As an organization within the company, the CS team's KPIs are: retention, expansion and advocacy
CS Professionals are extremely capable, empathetic, and organized professionals tasked with building rapport, mapping organizations, mitigating risks and engaging at all levels while delivering against KPIs.
CS cannot exist as a department or job without a philosophical commitment by executive leadership. From the CEO down, leaders must prioritize a customer-centric mindset in order for CS to be successful.
CS is a solutions-based discipline about identifying critical customer business outcomes, executing against them, realizing their achievements and ultimately celebrating them through value-based conversations.

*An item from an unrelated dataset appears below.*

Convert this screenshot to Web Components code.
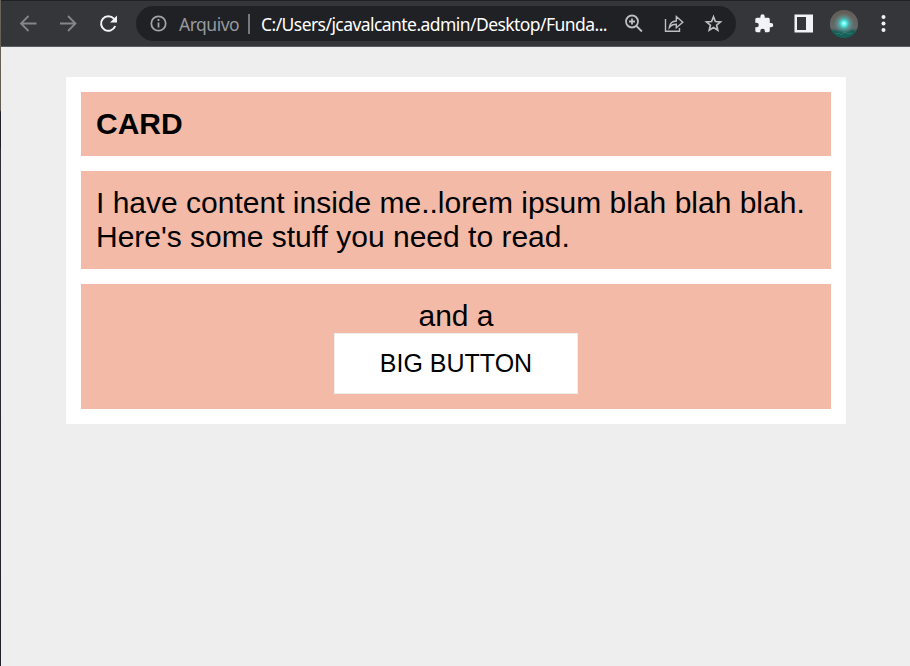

Key Performance Indicators (KPIs)
Customer Success
NRR
Advocacy
NPS (response rate)
The primary focus in CS should be on demonstrating value.
Professional Services
Onboarding SLAs: Adoption/TTV (time to value)
NRR
CSAT
The primary focus in PSO should be on reducing time to value and digitizing onboarding. How can we enable end-users to onboard themselves, reducing reliance on IT?
Technical Support
Time to first contact
Resolution SLAs
CSAT
The primary focus in TS should be on reducing time to resolution. How can we enable end-users to address issues themselves?
Customer Education
Adoption
CSAT
Other considerations:
CAC, churn, engagement, NPS
A strong customer education academy can serve as a very cost-effective marketing tool.
Characteristics I look for in Star CSMs
Empathy: Can this person put themselves in their Customer's shoes to truly understand their pain points & motivations?
Product & Domain Knowledge: Is this person well-versed in data and analytics? Does this person have the ability to learn the ICP domain and the product?
Project & Time Management: Will this person juggle multiple priorities while driving action?
Commercially minded POV: Does this person know how to prioritize their efforts for what’s best for the business? Are they comfortable suggesting cross-sell/up-sell opportunities to customers?
Scott Hudgins, the Chief Commercial Officer at Walt Disney World once said, "No one owns the customer, but someone always owns the moment.” Customer Success Managers own a lot of moments, but it's the whole of every engagement a customer has, whether human or digital, that makes up their experience.
Buying Moments
How did the Sales team engage?
Was the Salesperson a human being I can relate to?
2. Onboarding Moments
Was there solid project management? Was the project well organized? Were my team and I prepared for what to expect? Was the project delivered on time, on budget, and to the quality I expected?
Did I get everything I expected and/or was promised?
Was the solution easy to onboard?
Are my end users ready to rock and roll?
3. Adoption Phase Moments:
Is my CSM a human being I can relate to?
Do I (or do my end users) enjoy using the solution? Is the UI easy to understand and pleasing to look at? Does the workflow make sense to me?
Do I get the (timely) help I need when I need Support?
4. Renewal Journey, etc.......you get the idea.
Assuming these Moments are all positive, the Experience contributes to the desired Outcomes.
To me, the Customer Success Manager's primary role is to ensure that customers enjoy the promise of what they were sold. That promise is the Outcome. When we map and align the customer's objectives with their results, whether quantifiable or qualifiable, the customer gets value. In order to be real, though, the customer needs to agree they're enjoying that value.
Image credit: Gainsight
Top-right customers are Happy and Successful. We'll be able to renew and expand them because they enjoy working with us and they are enjoying the promise of what they were sold.
Bottom-right customers are Trapped. It may be difficult for these customers to justify the cost of switching solutions because they are getting what they need, but they don't like it or their end users are complaining. These customers will definitely not expand and they may tell their friends about their negative experiences.
Top-left customers are Accessible to competition. It's hard to justify the expense of something you "just like."
Bottom-left customers are at High Risk.
Without both CO and CX, customers can end up either Accessible, High Risk, or Trapped. As Jonah Hill said in Moneyball, “Are those my only options?” Yikes.
As a Customer Success leader, it's my job to identify at-risk customers and move them up and to the right. That's where 100%+ net retention lives and where B2B SaaS companies get to make history.